### EXERCISE GOAL
Return all lines that include the string "index".
-- start COLLECTED DATA --
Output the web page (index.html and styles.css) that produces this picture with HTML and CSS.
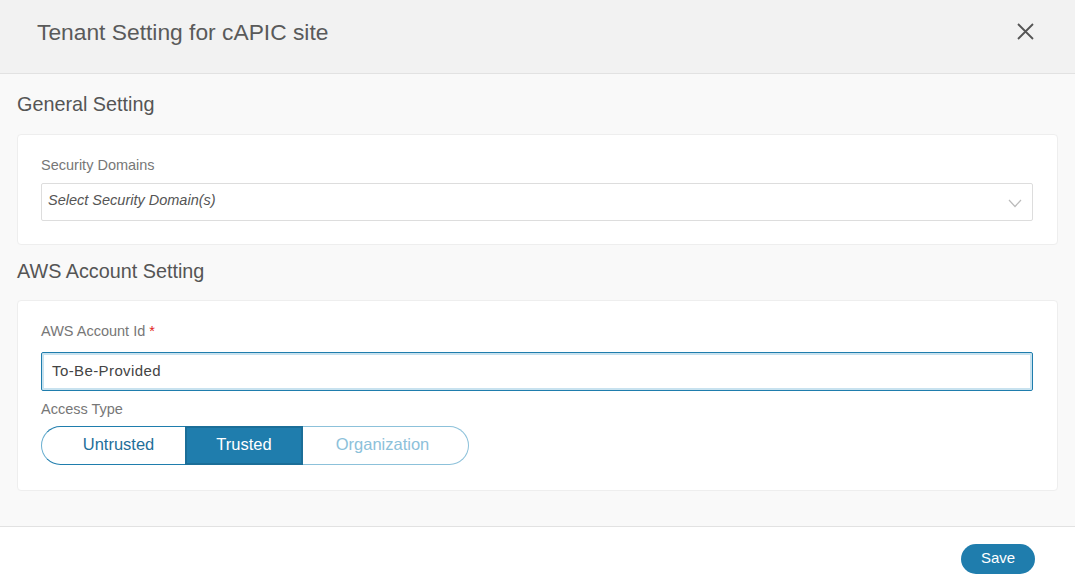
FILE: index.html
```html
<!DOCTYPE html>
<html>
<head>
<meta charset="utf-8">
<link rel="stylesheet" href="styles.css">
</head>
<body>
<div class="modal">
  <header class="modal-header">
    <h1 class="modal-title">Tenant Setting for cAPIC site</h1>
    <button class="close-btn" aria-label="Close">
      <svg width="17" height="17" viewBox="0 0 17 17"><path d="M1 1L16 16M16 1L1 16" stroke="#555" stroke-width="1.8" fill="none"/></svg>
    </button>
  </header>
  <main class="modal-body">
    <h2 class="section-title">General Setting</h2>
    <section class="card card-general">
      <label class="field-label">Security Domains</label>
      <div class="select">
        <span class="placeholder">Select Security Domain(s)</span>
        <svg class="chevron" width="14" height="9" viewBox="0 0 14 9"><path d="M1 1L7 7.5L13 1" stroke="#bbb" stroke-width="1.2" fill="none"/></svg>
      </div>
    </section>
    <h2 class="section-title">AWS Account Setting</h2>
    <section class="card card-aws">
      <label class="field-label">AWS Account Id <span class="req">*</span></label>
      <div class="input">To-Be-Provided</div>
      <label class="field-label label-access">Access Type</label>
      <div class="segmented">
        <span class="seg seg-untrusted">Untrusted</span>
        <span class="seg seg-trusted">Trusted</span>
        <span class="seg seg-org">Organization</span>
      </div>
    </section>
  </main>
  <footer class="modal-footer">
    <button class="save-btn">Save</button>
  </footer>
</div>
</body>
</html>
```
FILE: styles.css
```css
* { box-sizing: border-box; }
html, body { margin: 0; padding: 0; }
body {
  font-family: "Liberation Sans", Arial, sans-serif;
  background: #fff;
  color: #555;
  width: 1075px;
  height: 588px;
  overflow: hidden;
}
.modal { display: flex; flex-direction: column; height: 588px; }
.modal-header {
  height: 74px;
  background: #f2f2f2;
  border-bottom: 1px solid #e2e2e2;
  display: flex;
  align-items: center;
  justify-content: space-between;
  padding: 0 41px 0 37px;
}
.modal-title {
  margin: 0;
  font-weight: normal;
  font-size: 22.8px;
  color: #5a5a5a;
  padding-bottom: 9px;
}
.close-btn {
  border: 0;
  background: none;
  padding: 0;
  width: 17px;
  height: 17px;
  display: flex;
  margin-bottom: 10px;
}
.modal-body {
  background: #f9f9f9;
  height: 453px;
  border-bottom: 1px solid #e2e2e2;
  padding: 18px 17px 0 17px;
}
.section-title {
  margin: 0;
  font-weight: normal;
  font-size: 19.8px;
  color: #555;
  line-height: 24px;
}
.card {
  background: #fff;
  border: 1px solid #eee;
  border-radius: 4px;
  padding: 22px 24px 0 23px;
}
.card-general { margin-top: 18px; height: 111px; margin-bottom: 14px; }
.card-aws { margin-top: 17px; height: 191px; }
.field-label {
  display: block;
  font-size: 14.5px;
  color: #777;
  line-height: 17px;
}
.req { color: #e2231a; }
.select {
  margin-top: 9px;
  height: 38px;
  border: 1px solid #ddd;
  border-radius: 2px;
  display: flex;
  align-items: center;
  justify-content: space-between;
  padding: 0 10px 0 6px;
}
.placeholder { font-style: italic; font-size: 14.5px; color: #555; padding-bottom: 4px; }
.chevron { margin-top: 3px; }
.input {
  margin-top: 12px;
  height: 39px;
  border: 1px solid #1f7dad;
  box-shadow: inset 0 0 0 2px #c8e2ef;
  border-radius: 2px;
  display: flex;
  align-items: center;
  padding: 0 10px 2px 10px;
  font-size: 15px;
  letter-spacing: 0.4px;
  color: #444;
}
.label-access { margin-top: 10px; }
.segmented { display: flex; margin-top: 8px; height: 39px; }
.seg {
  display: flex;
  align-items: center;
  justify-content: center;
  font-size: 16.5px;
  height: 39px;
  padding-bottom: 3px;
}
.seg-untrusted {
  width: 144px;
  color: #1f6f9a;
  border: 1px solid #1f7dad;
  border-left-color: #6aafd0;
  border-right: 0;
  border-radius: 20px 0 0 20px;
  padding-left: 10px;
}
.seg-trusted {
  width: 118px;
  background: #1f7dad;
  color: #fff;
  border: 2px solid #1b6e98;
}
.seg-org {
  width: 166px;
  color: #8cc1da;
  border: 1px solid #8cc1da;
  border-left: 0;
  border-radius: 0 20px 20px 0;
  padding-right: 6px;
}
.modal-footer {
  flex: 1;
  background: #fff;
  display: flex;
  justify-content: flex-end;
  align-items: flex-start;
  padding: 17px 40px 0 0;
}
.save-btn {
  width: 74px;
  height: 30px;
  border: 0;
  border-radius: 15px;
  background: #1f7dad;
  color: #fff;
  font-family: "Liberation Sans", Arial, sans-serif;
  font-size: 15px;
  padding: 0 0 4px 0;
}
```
-- end COLLECTED DATA --
### SOLUTION TO THIS EXERCISE
Output the web page (index.html and styles.css) that produces this picture with HTML and CSS.
FILE: index.html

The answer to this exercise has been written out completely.